SOURCE DATA —

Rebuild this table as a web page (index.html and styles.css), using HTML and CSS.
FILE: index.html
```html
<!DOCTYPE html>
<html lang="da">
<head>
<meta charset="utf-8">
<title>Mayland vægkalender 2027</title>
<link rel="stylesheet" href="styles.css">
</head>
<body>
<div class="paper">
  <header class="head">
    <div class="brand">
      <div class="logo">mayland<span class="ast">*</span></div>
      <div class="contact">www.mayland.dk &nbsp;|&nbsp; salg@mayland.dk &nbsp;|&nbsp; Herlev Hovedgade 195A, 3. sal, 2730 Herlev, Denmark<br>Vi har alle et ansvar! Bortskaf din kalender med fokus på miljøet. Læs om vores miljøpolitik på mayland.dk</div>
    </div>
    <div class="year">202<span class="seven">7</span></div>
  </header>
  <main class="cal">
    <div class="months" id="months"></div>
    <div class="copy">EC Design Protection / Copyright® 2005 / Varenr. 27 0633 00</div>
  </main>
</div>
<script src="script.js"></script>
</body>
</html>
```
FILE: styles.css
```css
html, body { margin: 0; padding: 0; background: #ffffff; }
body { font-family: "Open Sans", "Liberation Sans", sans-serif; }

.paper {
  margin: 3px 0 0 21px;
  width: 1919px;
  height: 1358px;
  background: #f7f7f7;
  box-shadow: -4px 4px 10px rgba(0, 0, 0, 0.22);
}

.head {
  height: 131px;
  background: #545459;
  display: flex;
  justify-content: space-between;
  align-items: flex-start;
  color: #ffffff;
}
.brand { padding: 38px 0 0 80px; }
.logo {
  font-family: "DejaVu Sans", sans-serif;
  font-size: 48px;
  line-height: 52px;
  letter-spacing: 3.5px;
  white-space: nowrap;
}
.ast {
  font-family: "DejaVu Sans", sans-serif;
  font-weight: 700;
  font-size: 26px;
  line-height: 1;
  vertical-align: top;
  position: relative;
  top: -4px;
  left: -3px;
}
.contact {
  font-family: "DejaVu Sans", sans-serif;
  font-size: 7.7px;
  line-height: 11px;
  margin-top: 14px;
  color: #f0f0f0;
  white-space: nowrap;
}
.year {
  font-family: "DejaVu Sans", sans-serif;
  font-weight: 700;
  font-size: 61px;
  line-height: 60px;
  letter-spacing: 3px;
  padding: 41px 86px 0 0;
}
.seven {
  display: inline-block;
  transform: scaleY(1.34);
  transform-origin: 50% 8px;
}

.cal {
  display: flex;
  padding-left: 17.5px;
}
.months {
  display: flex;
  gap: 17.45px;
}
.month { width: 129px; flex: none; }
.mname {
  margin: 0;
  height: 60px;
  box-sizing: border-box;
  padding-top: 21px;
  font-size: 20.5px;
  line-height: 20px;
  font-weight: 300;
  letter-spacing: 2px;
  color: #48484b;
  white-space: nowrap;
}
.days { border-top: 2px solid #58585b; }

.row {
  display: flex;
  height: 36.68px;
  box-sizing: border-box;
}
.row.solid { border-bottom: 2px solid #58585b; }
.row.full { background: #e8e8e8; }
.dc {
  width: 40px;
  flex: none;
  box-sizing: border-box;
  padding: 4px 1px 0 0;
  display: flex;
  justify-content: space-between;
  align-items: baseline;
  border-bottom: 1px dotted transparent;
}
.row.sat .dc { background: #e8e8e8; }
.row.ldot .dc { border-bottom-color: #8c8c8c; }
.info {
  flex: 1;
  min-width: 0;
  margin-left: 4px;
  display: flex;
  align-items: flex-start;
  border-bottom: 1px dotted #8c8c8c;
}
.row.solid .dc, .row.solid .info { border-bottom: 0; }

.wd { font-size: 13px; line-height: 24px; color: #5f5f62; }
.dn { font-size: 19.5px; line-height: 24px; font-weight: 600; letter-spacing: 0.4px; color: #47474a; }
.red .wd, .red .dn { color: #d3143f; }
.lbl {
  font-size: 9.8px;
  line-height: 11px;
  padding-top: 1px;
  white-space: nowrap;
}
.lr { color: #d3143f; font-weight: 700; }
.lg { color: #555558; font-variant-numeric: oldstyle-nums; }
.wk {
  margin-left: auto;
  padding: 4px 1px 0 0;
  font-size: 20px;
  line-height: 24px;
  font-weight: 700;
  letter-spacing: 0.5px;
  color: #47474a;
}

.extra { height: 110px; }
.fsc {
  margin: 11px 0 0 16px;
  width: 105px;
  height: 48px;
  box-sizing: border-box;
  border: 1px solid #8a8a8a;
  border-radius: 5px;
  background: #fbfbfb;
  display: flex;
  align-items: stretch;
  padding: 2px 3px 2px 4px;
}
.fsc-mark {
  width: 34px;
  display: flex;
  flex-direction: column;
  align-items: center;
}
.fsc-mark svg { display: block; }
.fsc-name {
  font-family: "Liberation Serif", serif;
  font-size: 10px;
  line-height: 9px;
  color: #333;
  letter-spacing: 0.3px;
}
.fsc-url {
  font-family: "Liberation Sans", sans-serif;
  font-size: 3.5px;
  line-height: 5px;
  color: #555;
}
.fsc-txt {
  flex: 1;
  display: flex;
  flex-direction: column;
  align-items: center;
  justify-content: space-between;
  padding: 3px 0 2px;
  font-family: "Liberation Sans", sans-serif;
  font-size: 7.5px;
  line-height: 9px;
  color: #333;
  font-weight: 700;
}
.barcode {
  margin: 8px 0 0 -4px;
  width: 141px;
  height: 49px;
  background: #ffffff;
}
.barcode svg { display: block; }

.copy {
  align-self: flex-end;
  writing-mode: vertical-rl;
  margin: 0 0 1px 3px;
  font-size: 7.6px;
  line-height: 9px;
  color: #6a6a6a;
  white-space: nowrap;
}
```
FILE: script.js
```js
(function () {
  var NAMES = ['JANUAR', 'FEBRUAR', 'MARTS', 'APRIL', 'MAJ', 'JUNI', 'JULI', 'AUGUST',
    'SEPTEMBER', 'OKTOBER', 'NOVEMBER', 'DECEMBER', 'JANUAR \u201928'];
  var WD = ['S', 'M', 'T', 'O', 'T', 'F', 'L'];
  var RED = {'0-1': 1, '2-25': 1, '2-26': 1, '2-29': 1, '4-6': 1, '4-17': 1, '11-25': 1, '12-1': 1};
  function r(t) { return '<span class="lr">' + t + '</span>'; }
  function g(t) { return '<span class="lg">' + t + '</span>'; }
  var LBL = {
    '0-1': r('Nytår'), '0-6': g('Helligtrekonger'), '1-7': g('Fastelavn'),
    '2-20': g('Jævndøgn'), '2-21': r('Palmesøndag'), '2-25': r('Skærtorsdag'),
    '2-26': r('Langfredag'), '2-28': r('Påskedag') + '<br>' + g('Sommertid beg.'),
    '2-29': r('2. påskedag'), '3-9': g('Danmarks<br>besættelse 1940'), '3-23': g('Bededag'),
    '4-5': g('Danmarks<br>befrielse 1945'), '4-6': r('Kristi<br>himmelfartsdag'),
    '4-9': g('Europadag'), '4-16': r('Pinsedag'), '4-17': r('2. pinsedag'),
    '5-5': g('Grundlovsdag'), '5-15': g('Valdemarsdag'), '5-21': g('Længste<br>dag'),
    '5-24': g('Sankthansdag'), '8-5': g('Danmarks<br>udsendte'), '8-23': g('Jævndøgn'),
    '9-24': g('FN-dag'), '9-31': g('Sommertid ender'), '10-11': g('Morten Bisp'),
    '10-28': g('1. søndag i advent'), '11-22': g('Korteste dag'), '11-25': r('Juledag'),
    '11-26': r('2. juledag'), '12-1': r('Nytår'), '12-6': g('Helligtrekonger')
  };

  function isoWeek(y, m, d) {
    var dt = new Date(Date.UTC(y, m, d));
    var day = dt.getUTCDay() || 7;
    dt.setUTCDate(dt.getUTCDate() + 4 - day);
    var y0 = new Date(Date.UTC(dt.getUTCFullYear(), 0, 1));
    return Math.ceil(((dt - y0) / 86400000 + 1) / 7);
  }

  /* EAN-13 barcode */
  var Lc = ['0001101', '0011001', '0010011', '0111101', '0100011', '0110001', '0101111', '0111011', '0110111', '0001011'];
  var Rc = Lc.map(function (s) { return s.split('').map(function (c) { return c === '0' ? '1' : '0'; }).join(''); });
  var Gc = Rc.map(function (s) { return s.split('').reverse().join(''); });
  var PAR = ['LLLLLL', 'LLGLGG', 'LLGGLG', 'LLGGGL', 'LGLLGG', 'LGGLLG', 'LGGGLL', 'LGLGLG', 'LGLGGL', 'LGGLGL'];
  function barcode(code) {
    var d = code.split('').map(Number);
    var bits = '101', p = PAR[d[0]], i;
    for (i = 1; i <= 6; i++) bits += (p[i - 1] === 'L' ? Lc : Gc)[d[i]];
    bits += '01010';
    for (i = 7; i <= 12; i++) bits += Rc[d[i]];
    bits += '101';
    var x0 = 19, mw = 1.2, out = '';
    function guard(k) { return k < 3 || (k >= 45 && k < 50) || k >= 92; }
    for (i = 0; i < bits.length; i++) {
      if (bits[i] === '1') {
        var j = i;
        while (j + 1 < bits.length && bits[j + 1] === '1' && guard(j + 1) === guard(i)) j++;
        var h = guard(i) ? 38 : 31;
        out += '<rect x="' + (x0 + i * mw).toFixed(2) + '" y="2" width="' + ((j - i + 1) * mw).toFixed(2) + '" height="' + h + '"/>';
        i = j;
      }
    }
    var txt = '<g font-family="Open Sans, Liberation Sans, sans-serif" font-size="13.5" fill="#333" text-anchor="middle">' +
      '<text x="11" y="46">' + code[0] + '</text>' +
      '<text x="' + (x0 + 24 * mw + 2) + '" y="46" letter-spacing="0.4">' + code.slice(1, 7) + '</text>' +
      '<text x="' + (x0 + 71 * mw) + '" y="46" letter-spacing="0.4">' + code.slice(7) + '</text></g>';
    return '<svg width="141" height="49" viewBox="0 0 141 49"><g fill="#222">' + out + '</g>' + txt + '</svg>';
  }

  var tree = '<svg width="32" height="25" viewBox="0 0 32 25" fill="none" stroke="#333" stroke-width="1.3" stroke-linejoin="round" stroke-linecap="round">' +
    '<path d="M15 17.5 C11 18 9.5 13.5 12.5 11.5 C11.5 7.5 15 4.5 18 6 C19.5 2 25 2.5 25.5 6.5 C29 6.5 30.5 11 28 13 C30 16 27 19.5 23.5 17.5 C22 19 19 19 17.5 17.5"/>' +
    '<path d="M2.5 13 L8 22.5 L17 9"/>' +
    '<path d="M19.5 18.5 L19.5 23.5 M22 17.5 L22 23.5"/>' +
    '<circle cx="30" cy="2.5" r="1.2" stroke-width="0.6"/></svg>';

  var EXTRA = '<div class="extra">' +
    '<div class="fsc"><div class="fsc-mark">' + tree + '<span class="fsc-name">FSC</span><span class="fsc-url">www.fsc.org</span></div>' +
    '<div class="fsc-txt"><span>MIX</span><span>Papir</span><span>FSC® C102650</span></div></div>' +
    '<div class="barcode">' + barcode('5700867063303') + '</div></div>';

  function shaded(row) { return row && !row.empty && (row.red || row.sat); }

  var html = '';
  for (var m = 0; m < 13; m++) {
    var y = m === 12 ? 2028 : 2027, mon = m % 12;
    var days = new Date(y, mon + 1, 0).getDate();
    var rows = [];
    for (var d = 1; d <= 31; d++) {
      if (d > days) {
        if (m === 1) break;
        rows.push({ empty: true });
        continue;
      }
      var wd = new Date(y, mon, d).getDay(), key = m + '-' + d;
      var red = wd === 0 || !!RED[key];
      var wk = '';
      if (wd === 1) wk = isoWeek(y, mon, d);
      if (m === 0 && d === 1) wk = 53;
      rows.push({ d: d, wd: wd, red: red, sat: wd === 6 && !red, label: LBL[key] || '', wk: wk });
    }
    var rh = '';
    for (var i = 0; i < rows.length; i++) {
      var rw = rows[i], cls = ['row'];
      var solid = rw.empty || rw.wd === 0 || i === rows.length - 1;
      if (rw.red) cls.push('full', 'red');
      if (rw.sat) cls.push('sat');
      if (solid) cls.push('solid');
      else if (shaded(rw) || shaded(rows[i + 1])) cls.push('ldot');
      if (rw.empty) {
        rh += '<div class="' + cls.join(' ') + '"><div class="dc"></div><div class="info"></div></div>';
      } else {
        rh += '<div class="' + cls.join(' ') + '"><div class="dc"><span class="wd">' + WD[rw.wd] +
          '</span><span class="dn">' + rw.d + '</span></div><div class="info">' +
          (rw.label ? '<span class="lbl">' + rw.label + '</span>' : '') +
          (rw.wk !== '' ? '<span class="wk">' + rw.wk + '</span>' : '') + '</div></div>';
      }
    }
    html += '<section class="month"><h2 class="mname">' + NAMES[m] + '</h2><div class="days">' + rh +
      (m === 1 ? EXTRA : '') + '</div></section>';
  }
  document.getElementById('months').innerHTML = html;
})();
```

DO THIS —
List all lines in the material containing the string "index".

RESULT OF THE TASK —
Rebuild this table as a web page (index.html and styles.css), using HTML and CSS.
FILE: index.html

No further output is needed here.